Goal of the exercise | The line holding "string; sub: string[];" is the last one to output; start at the first line of the data, keep every line in between exactly, and leave out pictures.
## BEGIN
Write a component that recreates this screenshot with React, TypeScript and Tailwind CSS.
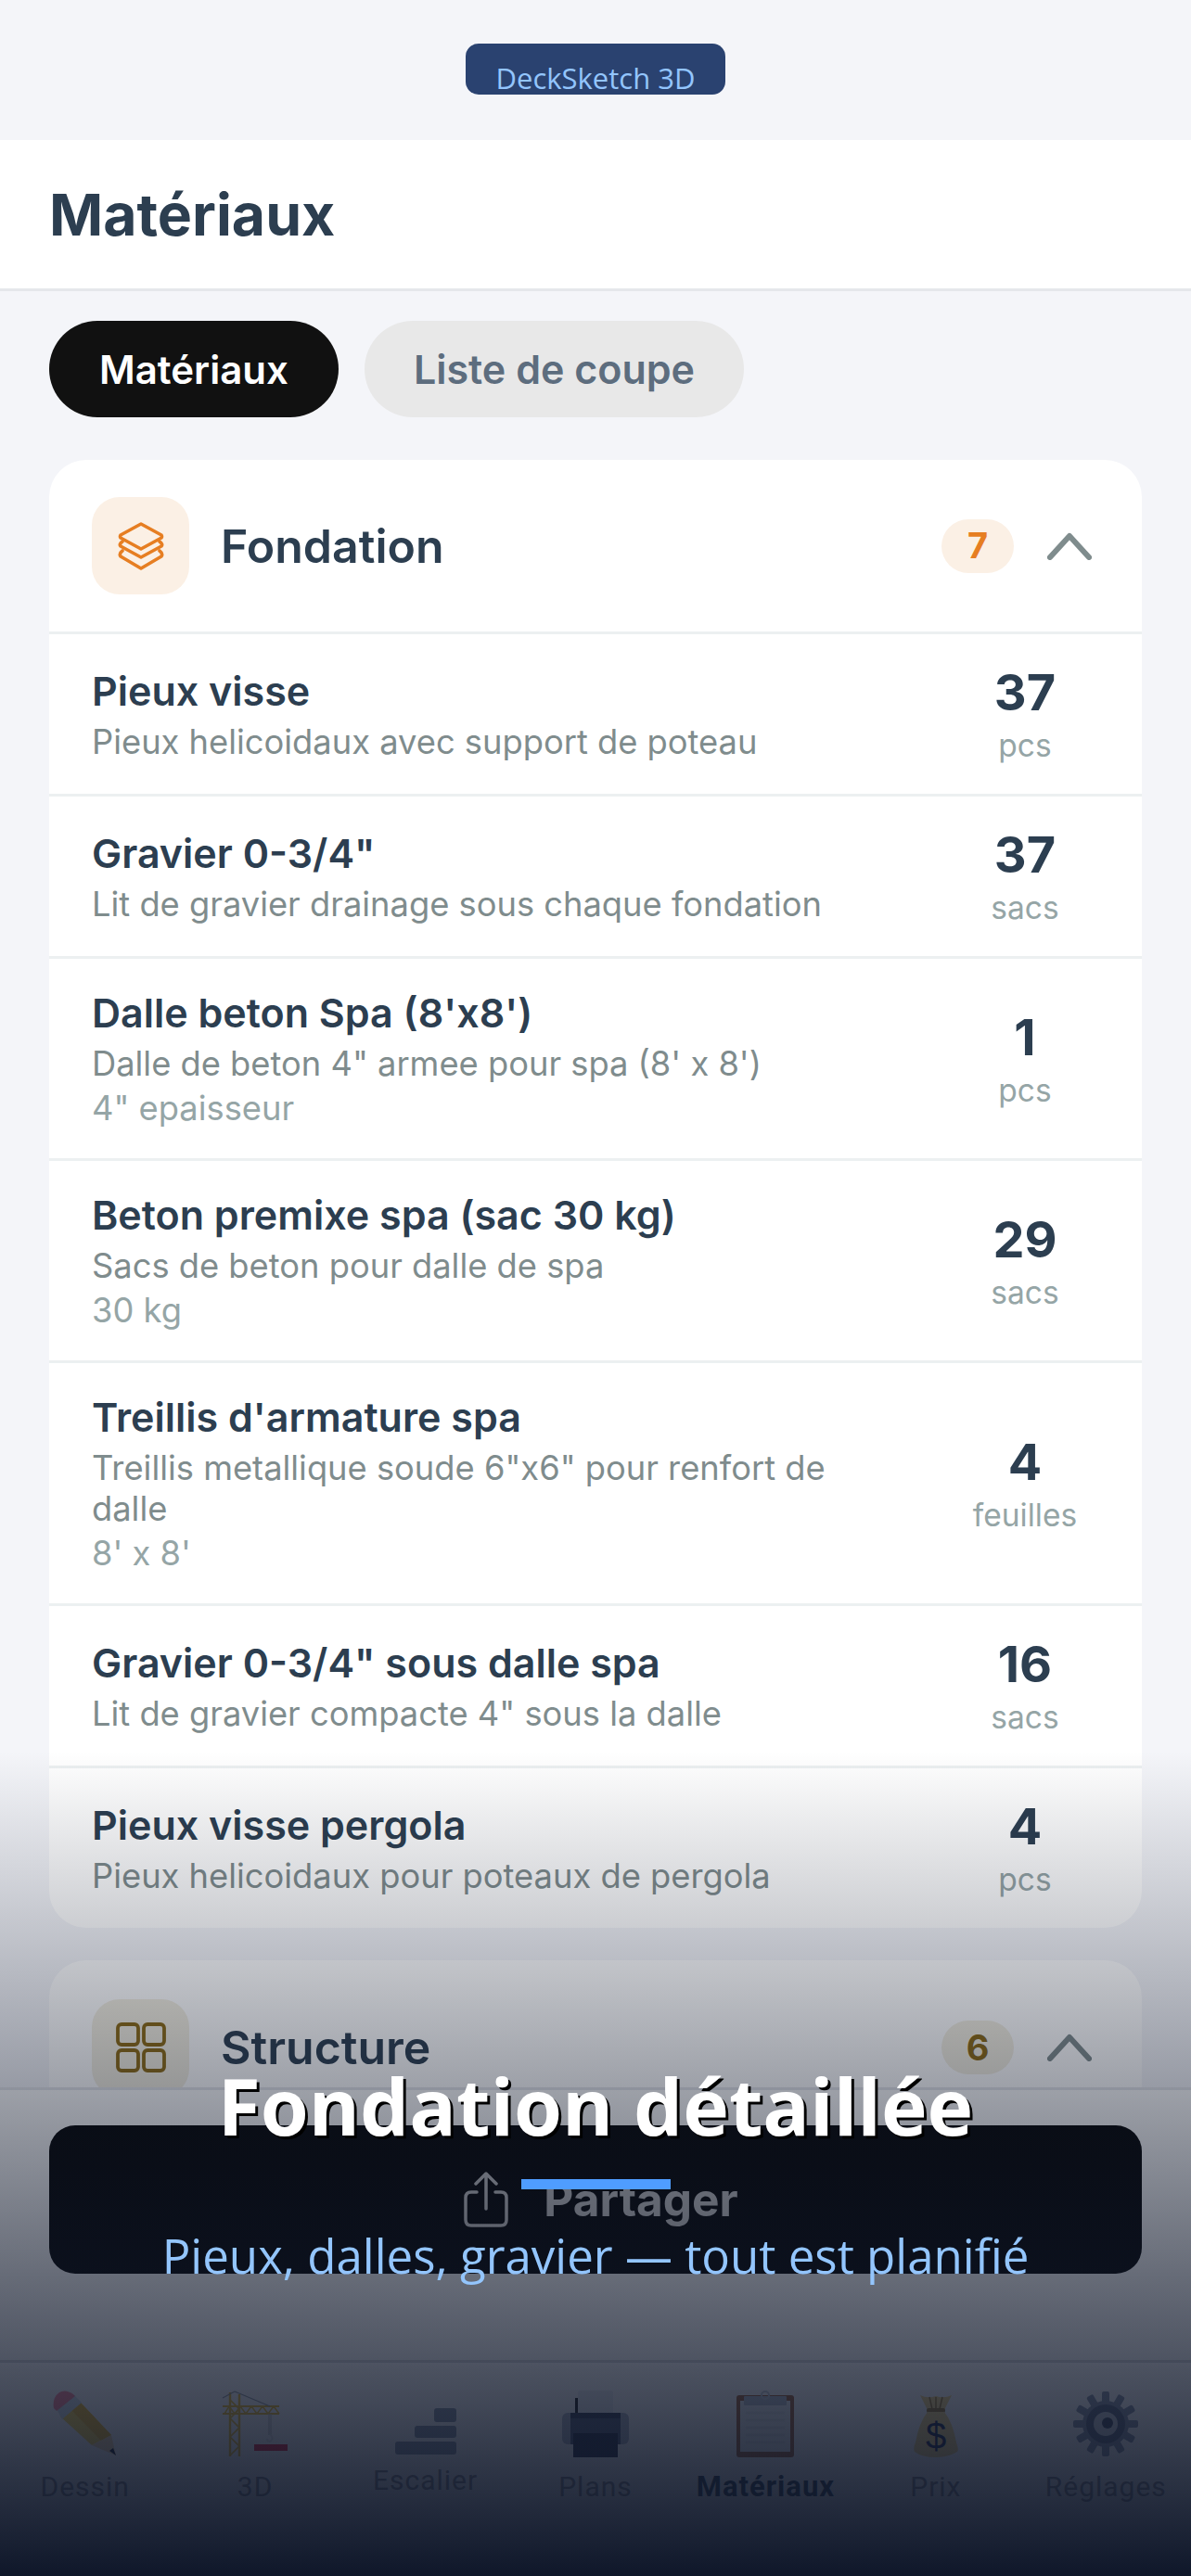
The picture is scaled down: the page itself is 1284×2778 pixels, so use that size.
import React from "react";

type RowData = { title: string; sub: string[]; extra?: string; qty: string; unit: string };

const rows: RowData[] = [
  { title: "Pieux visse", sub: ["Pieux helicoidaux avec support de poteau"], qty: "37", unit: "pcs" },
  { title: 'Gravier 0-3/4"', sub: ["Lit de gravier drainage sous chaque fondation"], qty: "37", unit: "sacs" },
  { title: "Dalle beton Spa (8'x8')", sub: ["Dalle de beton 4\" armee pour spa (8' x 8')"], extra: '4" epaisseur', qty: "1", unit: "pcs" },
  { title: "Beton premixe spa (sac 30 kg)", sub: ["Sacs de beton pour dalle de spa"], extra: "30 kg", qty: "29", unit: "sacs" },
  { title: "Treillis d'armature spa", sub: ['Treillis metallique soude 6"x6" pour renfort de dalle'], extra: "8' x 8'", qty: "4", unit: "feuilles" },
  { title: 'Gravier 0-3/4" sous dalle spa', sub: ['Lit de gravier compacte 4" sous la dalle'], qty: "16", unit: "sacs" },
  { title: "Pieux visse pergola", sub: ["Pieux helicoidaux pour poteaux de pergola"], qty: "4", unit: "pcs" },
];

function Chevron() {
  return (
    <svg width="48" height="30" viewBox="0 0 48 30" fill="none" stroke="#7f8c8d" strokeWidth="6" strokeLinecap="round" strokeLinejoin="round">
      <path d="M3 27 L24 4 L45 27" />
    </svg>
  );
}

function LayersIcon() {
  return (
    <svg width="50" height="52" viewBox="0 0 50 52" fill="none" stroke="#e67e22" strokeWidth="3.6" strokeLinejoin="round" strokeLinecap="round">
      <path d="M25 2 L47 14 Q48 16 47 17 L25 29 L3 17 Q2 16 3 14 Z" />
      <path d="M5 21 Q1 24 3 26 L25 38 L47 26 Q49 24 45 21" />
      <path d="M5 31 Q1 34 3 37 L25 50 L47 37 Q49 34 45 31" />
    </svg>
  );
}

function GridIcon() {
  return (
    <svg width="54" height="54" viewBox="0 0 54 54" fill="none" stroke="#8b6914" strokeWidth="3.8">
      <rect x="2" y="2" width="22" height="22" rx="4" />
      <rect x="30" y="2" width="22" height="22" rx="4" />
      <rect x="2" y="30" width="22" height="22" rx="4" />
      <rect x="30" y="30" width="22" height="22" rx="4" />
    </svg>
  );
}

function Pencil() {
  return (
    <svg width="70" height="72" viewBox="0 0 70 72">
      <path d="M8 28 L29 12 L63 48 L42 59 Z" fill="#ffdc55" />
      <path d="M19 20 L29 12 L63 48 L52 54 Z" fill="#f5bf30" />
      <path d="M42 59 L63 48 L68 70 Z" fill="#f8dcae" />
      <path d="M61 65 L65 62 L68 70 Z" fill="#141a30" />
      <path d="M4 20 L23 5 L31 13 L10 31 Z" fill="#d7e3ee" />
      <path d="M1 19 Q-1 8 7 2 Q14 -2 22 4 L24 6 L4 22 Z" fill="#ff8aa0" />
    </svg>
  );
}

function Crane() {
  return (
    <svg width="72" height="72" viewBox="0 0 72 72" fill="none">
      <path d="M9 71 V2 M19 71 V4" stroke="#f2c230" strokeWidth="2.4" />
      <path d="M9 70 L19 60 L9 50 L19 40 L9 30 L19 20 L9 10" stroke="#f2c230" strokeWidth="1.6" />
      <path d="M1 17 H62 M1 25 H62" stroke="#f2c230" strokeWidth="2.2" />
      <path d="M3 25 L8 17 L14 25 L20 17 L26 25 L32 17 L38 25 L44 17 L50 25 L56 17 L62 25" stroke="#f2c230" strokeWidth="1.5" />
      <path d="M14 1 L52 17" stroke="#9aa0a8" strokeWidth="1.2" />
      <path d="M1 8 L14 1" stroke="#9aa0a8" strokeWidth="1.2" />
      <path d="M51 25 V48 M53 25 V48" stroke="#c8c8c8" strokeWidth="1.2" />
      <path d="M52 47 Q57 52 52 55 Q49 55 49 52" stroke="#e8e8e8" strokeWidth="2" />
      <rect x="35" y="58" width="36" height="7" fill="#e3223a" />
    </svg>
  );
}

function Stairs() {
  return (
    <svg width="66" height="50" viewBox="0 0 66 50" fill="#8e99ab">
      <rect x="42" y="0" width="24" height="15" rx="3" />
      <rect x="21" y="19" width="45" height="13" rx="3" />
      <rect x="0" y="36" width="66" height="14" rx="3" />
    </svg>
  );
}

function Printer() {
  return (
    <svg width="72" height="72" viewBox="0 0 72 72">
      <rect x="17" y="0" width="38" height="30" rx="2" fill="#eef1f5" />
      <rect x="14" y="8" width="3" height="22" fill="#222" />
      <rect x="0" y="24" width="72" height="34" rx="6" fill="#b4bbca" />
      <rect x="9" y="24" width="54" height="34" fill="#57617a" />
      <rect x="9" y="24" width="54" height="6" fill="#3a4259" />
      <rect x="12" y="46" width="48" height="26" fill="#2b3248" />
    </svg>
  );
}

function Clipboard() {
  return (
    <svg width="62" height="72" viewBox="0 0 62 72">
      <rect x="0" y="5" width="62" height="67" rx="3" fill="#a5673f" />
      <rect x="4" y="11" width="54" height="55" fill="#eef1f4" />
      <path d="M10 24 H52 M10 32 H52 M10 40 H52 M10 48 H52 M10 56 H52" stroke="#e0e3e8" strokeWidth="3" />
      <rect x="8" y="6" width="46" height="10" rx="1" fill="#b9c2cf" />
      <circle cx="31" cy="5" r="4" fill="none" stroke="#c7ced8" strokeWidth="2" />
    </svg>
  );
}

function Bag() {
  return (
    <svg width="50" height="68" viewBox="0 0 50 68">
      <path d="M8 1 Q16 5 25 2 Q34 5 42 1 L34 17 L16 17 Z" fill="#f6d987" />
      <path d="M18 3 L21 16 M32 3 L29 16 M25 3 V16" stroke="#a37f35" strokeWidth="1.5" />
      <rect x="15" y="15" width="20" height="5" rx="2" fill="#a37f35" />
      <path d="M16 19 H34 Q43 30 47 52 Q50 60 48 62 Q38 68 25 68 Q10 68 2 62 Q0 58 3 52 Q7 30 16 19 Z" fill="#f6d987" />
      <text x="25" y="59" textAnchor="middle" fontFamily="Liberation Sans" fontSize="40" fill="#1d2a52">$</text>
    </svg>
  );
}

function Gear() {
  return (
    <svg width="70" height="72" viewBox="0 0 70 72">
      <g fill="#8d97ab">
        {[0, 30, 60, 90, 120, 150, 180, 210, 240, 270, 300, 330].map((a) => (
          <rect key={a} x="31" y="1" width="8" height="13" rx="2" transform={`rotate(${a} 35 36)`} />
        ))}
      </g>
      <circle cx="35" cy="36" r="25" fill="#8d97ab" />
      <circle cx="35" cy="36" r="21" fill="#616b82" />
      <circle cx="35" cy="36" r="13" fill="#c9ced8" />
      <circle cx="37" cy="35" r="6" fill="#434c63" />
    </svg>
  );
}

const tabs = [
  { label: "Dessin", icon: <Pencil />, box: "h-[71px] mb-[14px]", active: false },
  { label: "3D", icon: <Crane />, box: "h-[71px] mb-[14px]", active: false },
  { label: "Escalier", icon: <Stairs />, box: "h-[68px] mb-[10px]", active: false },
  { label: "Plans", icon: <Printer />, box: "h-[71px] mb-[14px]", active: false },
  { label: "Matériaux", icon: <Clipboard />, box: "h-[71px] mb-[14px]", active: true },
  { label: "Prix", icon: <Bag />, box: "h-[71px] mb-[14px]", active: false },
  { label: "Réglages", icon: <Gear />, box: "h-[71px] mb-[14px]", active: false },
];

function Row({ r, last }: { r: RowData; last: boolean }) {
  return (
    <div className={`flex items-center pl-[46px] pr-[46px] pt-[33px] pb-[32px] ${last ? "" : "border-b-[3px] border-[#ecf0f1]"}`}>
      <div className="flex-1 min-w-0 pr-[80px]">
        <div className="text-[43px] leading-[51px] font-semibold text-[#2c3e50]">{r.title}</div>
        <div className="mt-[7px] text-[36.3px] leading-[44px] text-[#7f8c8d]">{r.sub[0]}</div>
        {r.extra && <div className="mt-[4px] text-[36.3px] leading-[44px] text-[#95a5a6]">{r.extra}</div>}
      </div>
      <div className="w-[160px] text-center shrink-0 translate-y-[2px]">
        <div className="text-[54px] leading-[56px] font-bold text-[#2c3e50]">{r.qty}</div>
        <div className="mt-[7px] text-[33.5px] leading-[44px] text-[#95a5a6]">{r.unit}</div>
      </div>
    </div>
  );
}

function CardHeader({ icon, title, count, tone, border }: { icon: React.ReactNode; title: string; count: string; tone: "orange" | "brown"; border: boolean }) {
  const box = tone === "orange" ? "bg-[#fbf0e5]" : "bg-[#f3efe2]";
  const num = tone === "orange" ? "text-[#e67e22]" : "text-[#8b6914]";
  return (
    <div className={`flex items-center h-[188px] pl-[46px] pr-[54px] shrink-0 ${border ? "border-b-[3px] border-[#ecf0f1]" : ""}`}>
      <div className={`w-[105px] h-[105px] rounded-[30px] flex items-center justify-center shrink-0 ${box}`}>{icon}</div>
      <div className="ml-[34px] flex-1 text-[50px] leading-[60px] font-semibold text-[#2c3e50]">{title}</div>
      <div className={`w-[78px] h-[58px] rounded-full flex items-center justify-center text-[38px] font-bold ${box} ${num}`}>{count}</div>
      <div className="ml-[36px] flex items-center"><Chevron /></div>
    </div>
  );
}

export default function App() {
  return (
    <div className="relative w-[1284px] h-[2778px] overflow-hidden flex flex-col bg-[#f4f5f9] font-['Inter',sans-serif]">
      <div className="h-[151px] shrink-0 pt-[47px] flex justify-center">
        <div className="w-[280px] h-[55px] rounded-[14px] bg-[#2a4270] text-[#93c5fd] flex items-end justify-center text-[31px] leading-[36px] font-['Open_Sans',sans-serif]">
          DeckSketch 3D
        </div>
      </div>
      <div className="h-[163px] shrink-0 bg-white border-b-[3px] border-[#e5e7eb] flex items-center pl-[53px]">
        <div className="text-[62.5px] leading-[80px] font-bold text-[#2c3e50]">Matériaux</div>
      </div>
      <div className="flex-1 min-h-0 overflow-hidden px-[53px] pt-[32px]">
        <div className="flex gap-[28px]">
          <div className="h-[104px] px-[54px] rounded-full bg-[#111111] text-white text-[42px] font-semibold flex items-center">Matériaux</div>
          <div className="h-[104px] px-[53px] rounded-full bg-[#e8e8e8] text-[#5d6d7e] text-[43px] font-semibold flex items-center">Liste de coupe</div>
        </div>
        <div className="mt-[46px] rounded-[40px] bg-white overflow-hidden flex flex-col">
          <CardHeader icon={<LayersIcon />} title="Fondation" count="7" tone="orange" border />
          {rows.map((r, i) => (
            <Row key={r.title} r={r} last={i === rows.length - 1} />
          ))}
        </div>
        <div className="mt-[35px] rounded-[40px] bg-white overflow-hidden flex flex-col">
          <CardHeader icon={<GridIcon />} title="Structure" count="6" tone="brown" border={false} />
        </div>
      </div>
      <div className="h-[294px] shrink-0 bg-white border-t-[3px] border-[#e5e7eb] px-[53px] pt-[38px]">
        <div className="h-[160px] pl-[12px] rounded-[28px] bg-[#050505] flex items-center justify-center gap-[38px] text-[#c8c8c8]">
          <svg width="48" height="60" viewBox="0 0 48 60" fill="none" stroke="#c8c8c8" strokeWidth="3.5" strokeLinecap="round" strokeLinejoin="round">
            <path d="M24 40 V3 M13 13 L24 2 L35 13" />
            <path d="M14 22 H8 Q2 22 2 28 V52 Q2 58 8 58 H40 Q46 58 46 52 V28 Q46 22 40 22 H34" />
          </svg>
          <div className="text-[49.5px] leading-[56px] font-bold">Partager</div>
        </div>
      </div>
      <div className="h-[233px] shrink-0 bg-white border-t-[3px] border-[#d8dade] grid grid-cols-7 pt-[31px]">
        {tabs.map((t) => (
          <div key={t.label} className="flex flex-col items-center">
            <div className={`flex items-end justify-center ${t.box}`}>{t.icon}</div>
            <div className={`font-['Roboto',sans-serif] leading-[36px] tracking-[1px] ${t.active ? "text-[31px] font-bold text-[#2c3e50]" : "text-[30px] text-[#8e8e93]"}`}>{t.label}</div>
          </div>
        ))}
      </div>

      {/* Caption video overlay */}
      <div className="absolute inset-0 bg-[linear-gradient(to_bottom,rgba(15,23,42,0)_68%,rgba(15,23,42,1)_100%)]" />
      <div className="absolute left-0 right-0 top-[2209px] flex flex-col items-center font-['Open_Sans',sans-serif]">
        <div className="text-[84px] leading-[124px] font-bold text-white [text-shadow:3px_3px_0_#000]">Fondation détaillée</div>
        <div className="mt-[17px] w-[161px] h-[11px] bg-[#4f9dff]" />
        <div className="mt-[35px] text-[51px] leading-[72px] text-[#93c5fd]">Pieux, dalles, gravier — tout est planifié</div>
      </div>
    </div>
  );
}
## END
Solution for this exercise |
Write a component that recreates this screenshot with React, TypeScript and Tailwind CSS.
The picture is scaled down: the page itself is 1284×2778 pixels, so use that size.
import React from "react";

type RowData = { title: string; sub: string[]; extra?: string; qty: string; unit: string };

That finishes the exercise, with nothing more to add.